-- DATA FOR THE TASK --
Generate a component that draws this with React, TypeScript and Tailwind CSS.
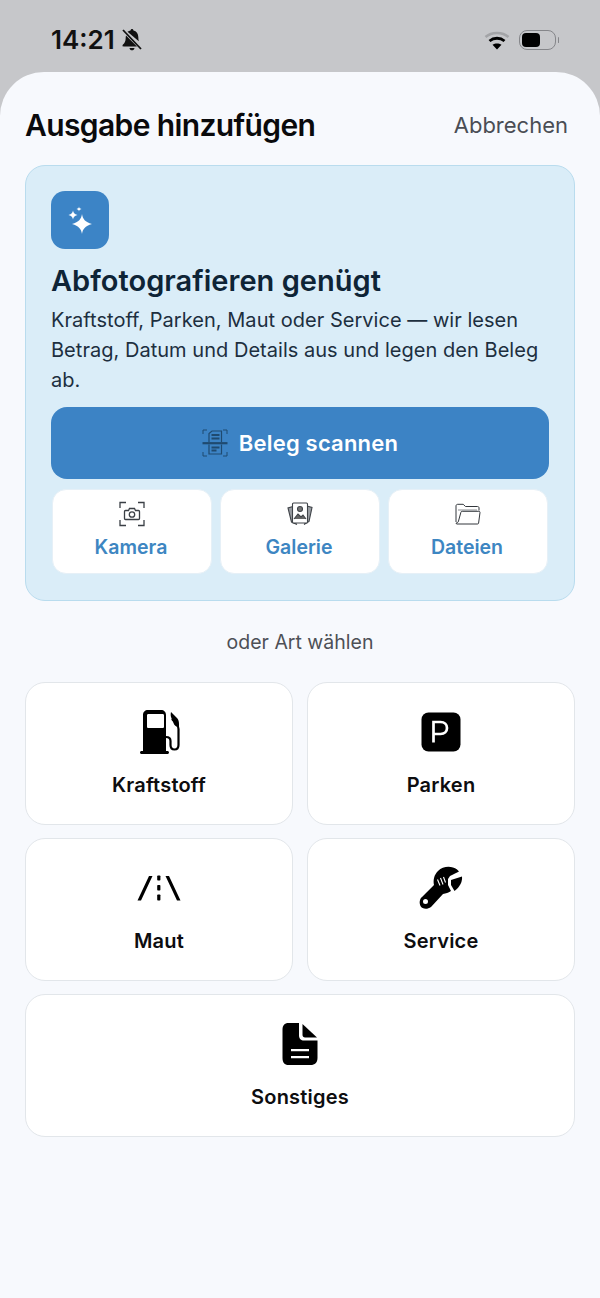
* * *
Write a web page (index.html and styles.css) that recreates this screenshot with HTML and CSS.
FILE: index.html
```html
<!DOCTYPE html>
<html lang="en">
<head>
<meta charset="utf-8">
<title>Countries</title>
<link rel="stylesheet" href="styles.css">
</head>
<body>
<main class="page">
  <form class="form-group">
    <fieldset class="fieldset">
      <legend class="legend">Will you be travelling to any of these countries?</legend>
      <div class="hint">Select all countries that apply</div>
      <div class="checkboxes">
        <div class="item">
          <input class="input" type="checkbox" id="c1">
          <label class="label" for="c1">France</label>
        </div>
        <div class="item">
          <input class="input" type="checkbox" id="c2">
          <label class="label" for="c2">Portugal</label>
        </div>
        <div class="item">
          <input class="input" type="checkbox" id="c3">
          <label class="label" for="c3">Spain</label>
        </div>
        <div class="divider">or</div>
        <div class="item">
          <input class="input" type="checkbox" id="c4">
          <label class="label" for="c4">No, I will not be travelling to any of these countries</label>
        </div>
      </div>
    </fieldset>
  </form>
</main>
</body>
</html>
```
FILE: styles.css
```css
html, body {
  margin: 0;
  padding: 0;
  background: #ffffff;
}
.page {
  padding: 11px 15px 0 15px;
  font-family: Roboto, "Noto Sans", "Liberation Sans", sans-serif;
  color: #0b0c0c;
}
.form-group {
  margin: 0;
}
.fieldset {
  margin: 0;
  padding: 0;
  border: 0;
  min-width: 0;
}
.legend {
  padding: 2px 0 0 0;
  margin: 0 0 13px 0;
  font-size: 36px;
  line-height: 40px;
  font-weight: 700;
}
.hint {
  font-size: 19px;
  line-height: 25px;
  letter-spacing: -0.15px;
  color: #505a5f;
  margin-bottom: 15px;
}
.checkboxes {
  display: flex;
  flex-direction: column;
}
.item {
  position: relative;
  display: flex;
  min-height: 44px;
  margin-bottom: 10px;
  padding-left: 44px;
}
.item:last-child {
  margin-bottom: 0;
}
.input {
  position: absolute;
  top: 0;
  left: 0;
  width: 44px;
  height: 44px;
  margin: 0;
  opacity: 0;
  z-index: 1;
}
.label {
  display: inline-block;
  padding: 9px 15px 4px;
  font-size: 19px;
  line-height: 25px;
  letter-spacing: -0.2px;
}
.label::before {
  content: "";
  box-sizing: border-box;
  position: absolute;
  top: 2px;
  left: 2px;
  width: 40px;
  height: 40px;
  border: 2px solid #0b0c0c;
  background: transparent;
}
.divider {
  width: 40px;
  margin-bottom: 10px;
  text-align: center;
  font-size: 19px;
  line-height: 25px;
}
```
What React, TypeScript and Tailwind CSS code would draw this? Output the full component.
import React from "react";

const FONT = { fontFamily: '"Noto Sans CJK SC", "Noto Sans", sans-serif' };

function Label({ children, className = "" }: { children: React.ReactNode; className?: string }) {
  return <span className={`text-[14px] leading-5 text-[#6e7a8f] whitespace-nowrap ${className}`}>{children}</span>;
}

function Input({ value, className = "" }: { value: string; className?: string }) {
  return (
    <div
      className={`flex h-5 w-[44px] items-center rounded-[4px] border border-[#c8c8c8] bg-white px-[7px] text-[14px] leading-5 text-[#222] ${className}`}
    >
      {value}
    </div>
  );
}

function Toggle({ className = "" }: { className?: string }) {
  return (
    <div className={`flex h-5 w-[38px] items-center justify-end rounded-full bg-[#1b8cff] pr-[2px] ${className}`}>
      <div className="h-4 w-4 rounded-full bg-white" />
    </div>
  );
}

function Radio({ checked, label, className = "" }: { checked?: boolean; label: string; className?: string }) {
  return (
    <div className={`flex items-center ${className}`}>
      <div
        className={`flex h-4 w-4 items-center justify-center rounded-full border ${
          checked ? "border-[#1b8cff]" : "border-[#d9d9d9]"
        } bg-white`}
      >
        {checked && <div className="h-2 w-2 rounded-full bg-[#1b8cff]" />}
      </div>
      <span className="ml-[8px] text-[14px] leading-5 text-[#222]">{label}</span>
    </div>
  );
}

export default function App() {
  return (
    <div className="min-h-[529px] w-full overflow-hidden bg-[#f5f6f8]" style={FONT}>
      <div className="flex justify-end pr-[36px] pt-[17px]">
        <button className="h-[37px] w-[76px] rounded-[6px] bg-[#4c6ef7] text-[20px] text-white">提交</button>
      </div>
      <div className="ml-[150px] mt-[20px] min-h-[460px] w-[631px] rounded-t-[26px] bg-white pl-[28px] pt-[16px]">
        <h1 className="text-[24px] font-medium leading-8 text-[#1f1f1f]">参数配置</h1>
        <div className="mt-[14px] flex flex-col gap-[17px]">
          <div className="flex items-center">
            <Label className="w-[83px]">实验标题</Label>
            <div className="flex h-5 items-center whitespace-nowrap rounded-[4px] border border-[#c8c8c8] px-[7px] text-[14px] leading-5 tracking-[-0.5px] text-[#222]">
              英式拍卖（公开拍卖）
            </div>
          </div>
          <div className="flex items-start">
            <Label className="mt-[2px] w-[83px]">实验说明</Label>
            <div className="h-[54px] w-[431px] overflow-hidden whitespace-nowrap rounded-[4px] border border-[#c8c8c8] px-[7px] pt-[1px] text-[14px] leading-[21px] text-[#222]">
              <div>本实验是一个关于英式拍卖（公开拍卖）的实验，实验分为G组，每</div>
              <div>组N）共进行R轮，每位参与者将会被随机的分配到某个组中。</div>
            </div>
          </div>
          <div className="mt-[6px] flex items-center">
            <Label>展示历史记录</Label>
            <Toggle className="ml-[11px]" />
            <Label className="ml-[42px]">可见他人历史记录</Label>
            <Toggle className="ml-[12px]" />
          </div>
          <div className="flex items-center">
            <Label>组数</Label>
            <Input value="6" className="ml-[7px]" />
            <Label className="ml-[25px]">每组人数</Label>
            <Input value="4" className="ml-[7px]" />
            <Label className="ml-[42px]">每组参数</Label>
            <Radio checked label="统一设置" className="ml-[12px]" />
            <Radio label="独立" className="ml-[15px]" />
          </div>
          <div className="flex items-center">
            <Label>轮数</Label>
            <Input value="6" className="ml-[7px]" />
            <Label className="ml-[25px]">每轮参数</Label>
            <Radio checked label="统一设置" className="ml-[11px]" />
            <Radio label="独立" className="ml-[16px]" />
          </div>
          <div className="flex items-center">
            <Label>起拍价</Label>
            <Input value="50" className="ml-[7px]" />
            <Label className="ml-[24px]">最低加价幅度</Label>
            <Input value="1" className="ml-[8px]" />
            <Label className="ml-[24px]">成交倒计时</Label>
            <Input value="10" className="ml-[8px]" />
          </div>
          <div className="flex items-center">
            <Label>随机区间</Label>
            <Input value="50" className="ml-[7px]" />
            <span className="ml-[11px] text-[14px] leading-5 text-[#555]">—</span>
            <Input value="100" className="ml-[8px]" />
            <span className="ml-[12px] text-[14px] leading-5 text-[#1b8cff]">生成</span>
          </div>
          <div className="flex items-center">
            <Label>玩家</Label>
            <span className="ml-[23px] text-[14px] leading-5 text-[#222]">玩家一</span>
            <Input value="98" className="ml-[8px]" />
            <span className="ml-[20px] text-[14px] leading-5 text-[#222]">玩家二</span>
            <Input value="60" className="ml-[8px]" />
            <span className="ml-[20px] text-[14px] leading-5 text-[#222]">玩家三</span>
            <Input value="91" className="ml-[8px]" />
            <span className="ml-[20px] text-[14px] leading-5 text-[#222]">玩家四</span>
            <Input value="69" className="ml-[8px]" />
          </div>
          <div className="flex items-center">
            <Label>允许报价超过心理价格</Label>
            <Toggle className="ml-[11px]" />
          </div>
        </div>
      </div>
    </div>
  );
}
==
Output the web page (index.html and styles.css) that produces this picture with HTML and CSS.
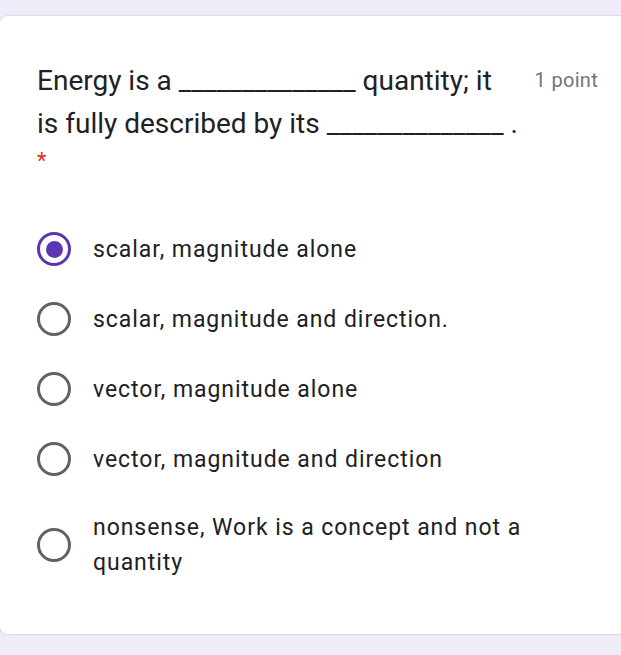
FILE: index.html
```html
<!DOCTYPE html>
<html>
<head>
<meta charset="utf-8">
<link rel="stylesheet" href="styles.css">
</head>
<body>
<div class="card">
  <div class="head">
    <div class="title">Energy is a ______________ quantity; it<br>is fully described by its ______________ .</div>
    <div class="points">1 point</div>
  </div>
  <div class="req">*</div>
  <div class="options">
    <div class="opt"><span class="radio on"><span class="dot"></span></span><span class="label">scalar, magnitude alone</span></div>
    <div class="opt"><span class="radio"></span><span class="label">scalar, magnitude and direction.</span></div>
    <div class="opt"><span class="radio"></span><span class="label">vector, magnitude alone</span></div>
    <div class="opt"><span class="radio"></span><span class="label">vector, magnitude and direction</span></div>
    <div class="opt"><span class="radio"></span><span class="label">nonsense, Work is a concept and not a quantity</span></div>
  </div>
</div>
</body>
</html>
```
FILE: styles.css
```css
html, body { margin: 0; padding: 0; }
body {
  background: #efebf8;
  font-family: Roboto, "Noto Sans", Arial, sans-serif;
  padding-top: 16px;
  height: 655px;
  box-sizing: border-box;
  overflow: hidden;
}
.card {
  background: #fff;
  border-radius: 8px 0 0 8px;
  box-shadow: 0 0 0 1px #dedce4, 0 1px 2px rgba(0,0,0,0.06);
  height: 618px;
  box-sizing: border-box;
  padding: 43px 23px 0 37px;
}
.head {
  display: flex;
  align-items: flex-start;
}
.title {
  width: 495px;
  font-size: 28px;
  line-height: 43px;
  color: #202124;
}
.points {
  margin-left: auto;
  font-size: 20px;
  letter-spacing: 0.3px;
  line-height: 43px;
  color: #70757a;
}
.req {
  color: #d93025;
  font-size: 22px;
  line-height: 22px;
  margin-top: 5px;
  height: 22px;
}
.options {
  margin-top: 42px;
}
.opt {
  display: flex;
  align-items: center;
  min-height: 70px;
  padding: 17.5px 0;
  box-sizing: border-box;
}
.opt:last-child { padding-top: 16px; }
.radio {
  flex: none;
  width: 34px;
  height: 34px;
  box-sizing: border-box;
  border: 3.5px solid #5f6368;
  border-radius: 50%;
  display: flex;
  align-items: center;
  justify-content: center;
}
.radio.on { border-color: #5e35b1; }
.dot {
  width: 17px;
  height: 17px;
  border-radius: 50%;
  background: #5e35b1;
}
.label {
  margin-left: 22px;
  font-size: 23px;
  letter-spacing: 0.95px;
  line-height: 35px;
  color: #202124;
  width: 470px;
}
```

-- WHAT TO DO --
Which lines of the data above contain "that"? Copy each one.

-- SOLUTION TO THE EXERCISE --
Generate a component that draws this with React, TypeScript and Tailwind CSS.
Write a web page (index.html and styles.css) that recreates this screenshot with HTML and CSS.
      <div class="hint">Select all countries that apply</div>
Output the web page (index.html and styles.css) that produces this picture with HTML and CSS.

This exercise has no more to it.